Johnny Murtagh drives Definightly to a narrow victory in the Sapphire Stakes at The Curragh on Saturday.
Although he could only manage second place behind Camelot in the Irish Derby at The Curragh on Saturday evening, Bohermeen jockey Johnny Murtagh enjoyed a good weekend at the Kildare track and was also able to celebrate Meath's Leinster SFC victory over the Lilywhites on Sunday evening.
Murtagh was on board the John Oxx-trained Hartani which completed a hat-trick when landing the group three Curragh Cup on Sunday having previously won twice at Tipperary.
Hartani stayed on strongly for a comfortable win over six-in-a-row-chasing Midnight Soprano which was sent off at 2/1 favourite.
Murtagh's mount could target the Irish or English St Leger later in the season.
Moynalty jockey Declan McDonogh was also in the winners' enclosure on Sunday with the Jimmy Coogan-trained Winning Impact which could be Galway bound if the ground stays soft.
Murtagh landed the Sapphire Stakes on Saturday, another group three contest, when he partnered the well-supported English-trained Definightly to victory as he completed a double on the day.
Murtagh pounced to win the race after Judge 'N Jury drifted to his right in the final furlong Definightly prevailed by half a length.
The Meath jockey also won on Sharestan which had too much class for his five rivals.
Murtagh made a good start to the weekend when he won the opening maiden on Friday with the Aga Khan-owned newcomer Sinaniya.
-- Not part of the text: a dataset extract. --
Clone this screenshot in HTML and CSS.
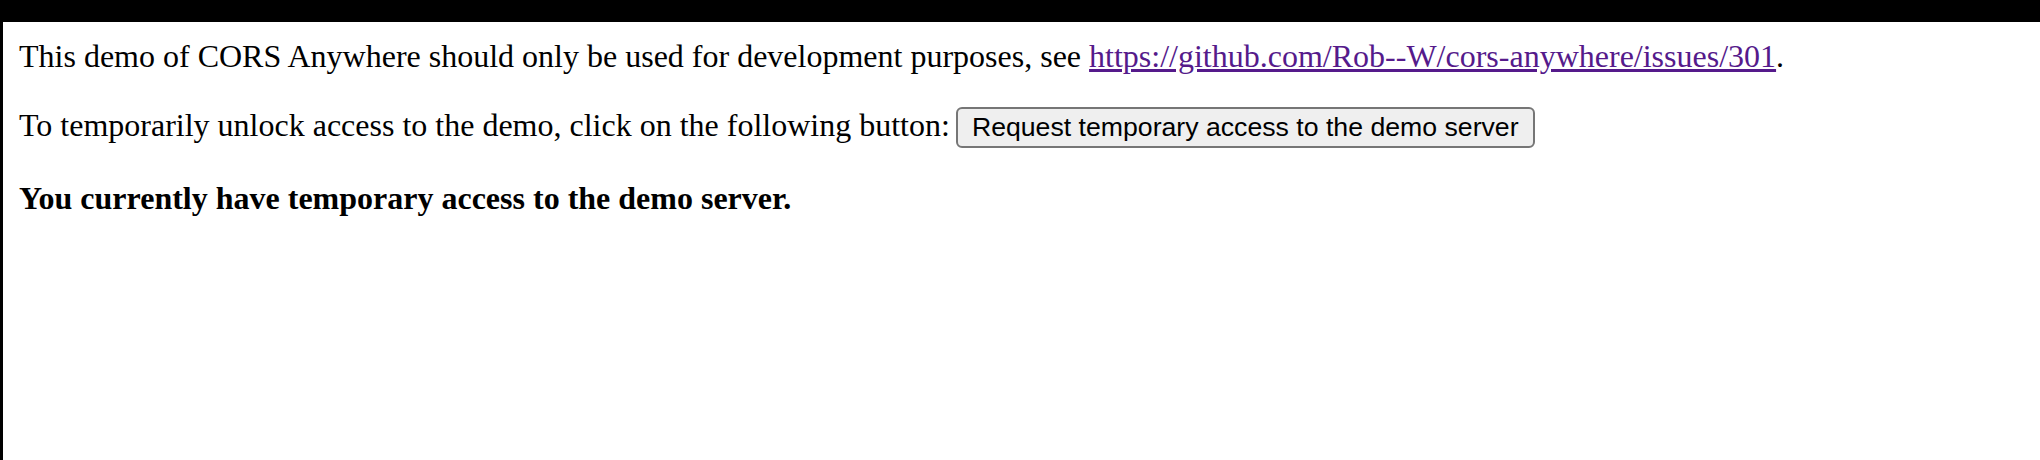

Curragh manager Paul Hensey was pleased with the first Irish Derby to be run on a Saturday evening as more than 22,300 patrons flocked through the turnstiles.
After the racing on Saturday there was a live performance from ex-Boyzone star Ronan Keating.
"I think considering the inclement weather and everything, that has to go down as a success as there is no doubt the weather had an effect on the number of walk-ups we got on the day," commented the racecourse manager.
"We obviously had Ronan Keating on after racing as well and that kept the crowds in and allowed them to disperse gradually, so all in all I think the concept worked well," he added.